** BEGIN Records provided **

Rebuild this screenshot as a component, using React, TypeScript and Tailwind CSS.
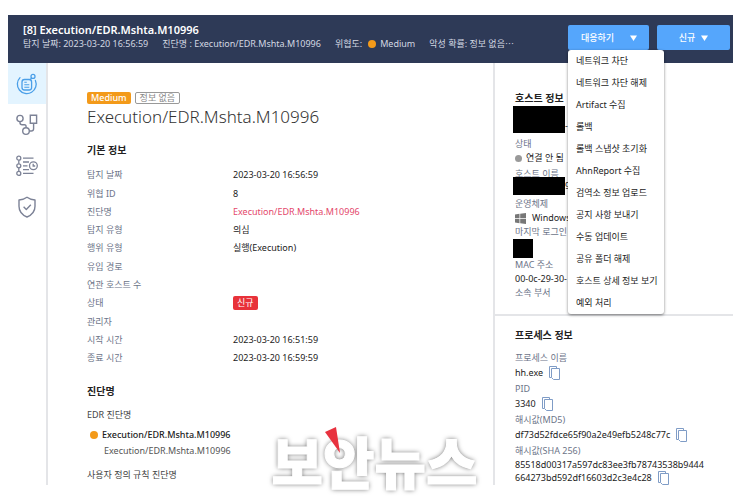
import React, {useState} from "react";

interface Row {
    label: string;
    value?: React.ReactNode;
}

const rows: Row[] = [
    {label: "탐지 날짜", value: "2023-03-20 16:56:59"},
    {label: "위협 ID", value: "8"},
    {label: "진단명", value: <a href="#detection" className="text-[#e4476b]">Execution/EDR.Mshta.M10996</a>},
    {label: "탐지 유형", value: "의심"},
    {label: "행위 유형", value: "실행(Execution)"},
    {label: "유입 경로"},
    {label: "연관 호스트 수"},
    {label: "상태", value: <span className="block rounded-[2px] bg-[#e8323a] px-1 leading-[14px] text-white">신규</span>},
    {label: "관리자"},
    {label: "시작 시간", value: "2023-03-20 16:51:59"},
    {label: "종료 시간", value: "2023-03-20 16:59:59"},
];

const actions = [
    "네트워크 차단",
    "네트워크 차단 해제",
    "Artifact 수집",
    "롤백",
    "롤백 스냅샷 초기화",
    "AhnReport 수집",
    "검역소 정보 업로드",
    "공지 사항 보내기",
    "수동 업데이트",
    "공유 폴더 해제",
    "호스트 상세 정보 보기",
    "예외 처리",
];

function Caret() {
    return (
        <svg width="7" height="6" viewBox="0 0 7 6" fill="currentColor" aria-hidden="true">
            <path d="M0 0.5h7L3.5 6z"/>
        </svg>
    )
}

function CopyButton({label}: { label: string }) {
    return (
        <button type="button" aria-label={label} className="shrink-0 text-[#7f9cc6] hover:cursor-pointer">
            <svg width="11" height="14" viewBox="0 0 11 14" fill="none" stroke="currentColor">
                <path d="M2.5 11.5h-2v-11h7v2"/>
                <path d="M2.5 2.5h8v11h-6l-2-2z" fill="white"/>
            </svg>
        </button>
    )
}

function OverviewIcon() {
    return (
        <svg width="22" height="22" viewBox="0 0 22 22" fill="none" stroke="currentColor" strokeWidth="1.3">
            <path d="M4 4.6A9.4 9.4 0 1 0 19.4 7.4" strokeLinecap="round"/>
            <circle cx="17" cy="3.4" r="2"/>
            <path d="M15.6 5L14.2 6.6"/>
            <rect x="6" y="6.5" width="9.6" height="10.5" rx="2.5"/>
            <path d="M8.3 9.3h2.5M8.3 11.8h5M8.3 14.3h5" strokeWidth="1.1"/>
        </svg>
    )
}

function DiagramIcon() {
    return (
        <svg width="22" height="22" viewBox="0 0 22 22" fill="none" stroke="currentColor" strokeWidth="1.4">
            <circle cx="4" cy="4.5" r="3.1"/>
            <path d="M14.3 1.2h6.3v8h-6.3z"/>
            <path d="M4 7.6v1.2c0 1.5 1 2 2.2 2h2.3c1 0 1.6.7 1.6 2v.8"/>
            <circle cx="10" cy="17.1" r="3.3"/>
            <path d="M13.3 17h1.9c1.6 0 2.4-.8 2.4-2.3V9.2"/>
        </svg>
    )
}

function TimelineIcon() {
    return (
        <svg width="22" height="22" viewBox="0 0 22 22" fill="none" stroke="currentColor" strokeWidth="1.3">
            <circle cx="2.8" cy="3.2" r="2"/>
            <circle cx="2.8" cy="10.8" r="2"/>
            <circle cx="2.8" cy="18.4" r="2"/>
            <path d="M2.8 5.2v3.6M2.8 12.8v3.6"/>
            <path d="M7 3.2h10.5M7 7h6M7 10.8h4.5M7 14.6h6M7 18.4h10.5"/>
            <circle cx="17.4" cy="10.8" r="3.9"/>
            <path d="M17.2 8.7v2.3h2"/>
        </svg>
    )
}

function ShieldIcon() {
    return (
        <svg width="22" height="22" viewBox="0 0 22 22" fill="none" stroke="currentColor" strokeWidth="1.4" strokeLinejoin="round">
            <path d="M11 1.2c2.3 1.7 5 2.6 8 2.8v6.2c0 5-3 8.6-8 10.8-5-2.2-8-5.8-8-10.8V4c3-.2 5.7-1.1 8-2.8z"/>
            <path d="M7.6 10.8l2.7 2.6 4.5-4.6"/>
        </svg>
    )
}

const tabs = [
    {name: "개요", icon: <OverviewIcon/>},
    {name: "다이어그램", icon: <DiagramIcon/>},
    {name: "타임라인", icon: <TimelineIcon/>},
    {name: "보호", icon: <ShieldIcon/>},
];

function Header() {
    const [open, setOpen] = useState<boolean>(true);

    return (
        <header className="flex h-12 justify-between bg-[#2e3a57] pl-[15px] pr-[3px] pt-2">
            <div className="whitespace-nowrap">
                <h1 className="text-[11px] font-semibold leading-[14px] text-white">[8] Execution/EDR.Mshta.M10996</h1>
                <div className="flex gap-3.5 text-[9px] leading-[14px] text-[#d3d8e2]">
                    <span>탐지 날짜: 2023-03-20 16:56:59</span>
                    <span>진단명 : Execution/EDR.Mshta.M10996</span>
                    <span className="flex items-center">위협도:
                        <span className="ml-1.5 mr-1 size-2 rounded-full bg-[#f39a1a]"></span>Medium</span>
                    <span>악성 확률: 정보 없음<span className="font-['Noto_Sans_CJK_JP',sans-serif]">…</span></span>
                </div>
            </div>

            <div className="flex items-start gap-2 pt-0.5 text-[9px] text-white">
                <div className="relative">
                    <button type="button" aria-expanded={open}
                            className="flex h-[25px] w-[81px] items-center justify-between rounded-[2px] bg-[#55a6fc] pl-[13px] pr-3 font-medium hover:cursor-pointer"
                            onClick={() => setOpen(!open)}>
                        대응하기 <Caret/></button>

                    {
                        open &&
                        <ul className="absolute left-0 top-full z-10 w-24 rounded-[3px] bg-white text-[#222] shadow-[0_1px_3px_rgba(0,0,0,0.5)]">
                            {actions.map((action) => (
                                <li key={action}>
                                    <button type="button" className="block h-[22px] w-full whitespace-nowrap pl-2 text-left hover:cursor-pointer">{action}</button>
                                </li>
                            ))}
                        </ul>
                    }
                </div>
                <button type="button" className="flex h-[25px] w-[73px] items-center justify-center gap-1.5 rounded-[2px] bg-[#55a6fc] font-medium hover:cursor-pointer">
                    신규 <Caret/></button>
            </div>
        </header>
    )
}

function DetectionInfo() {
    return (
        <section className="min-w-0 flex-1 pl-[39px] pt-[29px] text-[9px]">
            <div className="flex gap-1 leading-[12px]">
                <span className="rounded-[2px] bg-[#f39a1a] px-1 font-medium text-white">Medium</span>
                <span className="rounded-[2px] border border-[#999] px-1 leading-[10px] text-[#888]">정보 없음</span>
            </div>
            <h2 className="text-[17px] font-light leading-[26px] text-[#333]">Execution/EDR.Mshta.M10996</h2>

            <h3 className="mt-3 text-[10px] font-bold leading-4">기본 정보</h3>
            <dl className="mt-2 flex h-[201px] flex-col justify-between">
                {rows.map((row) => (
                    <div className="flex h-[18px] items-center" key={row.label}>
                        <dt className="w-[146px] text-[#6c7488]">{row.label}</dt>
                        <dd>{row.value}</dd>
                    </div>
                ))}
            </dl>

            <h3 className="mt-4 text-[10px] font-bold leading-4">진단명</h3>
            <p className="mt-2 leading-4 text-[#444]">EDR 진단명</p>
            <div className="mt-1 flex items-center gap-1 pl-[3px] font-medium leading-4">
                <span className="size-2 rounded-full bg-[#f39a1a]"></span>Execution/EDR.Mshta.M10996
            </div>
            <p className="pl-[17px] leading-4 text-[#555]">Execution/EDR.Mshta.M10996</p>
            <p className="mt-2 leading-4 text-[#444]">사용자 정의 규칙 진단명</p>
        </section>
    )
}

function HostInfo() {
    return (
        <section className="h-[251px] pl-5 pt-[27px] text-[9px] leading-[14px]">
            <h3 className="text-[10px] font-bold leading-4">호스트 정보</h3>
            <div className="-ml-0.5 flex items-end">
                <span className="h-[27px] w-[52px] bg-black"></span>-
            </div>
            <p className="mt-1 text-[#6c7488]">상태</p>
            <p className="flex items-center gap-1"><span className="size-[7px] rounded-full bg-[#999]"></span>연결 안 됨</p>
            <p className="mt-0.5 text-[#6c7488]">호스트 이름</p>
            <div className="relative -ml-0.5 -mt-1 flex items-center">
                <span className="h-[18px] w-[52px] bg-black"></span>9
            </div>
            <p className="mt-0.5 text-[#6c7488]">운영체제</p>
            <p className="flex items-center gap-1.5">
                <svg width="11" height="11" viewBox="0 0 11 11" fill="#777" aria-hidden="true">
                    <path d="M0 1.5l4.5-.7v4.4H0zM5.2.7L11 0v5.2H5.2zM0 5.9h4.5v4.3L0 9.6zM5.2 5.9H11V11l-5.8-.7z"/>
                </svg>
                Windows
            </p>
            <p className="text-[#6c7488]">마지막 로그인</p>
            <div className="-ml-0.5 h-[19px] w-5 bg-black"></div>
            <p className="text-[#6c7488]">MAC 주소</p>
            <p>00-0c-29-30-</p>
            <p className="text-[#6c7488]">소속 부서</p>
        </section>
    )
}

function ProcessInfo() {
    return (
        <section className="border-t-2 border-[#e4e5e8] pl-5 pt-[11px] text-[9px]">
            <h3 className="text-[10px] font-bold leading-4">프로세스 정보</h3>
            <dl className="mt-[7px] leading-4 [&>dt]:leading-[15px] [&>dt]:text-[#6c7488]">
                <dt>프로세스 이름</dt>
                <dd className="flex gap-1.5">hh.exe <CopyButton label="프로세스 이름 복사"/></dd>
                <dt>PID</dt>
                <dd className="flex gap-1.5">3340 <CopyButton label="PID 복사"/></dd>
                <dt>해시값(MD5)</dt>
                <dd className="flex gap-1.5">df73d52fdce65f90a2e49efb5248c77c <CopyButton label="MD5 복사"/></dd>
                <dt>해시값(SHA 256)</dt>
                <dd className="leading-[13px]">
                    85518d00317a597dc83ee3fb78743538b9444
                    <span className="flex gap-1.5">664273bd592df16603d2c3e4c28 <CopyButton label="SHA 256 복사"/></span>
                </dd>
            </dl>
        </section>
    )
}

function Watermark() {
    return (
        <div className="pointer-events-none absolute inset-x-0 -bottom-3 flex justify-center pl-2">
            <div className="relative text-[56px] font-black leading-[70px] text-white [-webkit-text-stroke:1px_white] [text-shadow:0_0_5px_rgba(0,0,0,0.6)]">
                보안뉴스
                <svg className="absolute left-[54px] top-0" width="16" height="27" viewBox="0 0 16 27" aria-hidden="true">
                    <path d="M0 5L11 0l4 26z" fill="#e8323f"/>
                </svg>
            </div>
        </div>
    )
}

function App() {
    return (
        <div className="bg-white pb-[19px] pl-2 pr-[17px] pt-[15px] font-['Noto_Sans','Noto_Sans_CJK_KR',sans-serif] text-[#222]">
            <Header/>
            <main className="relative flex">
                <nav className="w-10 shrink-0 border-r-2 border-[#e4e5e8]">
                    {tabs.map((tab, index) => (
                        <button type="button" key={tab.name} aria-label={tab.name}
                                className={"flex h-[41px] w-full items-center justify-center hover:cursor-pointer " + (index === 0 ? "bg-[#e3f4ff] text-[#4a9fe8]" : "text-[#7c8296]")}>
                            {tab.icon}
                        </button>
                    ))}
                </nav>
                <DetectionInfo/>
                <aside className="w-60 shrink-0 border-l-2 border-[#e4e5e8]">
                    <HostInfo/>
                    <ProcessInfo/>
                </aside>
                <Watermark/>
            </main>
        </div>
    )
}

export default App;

** END Records provided **
** BEGIN Records provided **

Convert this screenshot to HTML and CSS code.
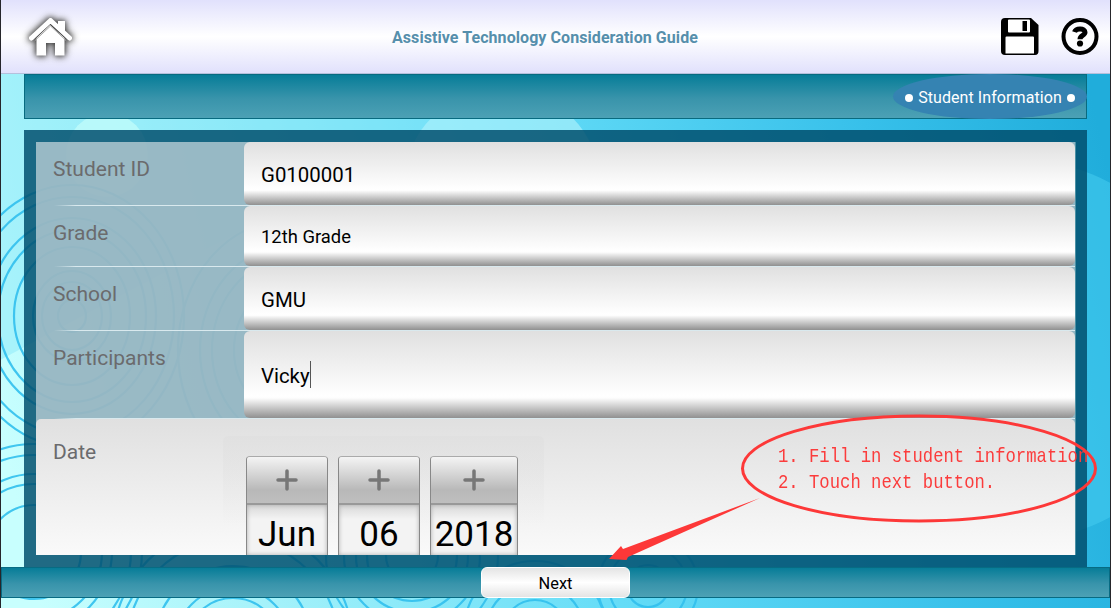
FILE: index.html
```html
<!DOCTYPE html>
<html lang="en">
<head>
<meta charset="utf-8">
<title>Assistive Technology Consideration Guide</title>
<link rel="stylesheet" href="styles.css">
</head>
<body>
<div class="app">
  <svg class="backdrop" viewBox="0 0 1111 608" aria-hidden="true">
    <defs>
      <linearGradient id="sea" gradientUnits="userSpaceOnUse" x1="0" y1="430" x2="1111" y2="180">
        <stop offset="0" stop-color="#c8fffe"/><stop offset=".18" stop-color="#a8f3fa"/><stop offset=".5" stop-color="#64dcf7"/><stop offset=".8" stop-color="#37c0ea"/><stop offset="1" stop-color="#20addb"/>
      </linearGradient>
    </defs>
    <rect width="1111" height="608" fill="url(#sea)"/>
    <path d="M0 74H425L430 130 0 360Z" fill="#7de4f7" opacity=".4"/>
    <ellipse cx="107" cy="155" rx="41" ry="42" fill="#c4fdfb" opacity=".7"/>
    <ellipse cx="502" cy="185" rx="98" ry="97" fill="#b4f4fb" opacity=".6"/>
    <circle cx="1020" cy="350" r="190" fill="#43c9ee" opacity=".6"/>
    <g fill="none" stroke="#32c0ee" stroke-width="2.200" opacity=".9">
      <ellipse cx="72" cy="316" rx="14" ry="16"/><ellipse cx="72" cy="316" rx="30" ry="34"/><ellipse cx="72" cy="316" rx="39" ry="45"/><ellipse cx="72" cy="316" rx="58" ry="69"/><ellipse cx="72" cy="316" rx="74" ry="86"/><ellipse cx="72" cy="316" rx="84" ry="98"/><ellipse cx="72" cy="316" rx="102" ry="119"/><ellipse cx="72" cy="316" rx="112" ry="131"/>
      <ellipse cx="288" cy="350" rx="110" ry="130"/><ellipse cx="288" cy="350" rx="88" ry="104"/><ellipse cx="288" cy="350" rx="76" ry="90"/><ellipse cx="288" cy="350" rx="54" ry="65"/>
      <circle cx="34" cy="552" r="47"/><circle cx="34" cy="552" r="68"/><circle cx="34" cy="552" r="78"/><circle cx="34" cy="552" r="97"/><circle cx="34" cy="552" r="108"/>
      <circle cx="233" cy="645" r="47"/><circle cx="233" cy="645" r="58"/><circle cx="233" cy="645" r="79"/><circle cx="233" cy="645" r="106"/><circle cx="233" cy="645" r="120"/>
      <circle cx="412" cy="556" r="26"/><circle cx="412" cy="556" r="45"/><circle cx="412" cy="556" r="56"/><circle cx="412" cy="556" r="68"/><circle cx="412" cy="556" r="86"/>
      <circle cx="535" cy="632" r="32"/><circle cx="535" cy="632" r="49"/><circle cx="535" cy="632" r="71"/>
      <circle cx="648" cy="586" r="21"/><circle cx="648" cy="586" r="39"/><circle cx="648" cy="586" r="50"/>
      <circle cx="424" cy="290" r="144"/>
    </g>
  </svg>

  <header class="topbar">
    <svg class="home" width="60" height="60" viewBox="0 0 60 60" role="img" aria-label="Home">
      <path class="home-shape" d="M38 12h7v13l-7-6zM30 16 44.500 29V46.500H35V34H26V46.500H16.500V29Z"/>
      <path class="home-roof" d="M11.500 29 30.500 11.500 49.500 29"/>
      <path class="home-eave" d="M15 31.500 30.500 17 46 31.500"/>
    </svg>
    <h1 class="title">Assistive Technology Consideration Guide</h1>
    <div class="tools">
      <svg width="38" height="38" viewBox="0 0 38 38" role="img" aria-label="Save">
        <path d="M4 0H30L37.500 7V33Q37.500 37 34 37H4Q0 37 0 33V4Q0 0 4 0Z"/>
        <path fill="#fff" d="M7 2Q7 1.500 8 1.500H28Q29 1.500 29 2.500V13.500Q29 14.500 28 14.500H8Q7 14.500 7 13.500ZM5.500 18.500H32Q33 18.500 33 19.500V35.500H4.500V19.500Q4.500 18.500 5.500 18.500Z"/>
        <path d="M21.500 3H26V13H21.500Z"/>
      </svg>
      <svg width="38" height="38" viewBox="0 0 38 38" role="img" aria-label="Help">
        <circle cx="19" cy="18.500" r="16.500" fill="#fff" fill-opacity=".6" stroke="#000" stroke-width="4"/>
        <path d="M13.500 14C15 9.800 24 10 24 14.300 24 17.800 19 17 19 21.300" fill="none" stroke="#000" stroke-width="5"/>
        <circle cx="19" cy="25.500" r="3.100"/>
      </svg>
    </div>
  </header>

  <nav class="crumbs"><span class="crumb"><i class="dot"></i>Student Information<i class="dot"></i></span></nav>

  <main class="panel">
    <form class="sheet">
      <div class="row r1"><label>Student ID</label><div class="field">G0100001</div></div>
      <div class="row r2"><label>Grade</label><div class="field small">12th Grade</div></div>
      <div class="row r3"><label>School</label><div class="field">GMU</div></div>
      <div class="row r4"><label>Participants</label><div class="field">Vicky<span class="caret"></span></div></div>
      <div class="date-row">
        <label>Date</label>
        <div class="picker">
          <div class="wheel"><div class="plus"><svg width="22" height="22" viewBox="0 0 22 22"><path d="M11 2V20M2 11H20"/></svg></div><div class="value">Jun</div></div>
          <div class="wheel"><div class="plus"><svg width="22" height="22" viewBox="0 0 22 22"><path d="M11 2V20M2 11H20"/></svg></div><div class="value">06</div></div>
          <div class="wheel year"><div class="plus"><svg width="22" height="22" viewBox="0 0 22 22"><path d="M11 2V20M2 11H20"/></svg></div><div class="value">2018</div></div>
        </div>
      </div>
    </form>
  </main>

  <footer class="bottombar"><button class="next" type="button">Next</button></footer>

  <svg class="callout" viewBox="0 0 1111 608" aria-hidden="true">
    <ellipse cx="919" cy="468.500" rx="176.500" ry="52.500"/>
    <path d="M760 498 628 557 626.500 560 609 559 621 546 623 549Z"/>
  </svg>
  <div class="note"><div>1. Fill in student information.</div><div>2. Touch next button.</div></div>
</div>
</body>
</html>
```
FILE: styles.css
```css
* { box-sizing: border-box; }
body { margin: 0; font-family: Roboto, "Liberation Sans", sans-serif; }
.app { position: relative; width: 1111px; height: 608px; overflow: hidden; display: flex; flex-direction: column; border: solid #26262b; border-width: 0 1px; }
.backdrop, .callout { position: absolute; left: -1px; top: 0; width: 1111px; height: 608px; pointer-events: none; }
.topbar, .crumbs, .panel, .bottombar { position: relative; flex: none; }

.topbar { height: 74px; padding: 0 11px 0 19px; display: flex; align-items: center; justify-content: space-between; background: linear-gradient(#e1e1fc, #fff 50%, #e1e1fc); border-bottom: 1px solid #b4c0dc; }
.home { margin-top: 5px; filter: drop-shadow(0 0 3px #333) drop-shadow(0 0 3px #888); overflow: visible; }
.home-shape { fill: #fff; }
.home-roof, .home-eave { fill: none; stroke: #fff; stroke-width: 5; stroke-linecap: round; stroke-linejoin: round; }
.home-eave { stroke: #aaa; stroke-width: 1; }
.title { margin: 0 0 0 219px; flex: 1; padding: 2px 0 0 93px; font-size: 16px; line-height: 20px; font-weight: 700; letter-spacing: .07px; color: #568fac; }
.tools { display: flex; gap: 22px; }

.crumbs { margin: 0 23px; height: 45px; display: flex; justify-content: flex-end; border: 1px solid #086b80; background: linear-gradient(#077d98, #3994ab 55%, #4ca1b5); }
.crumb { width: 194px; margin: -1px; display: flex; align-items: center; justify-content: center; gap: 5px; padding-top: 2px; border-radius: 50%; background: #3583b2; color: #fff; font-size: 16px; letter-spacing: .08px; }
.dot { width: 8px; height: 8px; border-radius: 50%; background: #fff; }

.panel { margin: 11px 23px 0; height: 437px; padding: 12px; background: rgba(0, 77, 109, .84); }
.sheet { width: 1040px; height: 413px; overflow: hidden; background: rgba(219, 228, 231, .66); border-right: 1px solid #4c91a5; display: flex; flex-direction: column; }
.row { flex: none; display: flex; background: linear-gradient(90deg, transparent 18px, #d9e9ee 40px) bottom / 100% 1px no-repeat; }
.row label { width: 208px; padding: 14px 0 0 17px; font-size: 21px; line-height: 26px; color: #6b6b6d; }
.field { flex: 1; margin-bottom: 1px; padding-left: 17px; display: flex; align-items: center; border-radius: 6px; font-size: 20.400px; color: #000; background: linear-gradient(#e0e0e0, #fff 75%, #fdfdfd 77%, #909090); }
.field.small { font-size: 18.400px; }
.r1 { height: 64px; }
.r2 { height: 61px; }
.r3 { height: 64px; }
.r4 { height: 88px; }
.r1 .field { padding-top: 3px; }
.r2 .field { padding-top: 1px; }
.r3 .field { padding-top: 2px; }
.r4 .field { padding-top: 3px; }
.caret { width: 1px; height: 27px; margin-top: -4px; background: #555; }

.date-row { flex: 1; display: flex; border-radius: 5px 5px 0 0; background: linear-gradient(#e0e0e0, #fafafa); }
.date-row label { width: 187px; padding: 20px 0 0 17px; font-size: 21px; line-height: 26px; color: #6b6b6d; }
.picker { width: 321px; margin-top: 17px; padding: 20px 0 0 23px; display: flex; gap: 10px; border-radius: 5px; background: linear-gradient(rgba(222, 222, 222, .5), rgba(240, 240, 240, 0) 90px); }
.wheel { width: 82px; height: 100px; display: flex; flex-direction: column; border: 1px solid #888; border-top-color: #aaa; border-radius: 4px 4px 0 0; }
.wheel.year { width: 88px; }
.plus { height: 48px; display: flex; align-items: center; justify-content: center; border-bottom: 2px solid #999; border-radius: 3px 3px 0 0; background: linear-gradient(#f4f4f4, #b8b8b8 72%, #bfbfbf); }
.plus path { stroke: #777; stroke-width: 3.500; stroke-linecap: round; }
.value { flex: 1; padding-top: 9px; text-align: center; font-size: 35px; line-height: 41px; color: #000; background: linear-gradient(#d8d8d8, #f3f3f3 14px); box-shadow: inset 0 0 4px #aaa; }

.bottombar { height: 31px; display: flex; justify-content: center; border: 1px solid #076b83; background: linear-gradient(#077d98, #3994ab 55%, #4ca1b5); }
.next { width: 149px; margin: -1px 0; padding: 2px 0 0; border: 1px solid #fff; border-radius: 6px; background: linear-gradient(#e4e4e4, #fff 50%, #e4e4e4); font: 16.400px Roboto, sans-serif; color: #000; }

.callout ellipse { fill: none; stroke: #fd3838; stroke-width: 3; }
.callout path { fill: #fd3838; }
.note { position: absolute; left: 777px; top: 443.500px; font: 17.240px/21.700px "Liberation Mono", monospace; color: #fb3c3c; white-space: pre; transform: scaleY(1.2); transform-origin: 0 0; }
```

** END Records provided **

Work instructions - Copy the lines from the entries above in which the word "React" appears.

Output -
Rebuild this screenshot as a component, using React, TypeScript and Tailwind CSS.
import React, {useState} from "react";
    value?: React.ReactNode;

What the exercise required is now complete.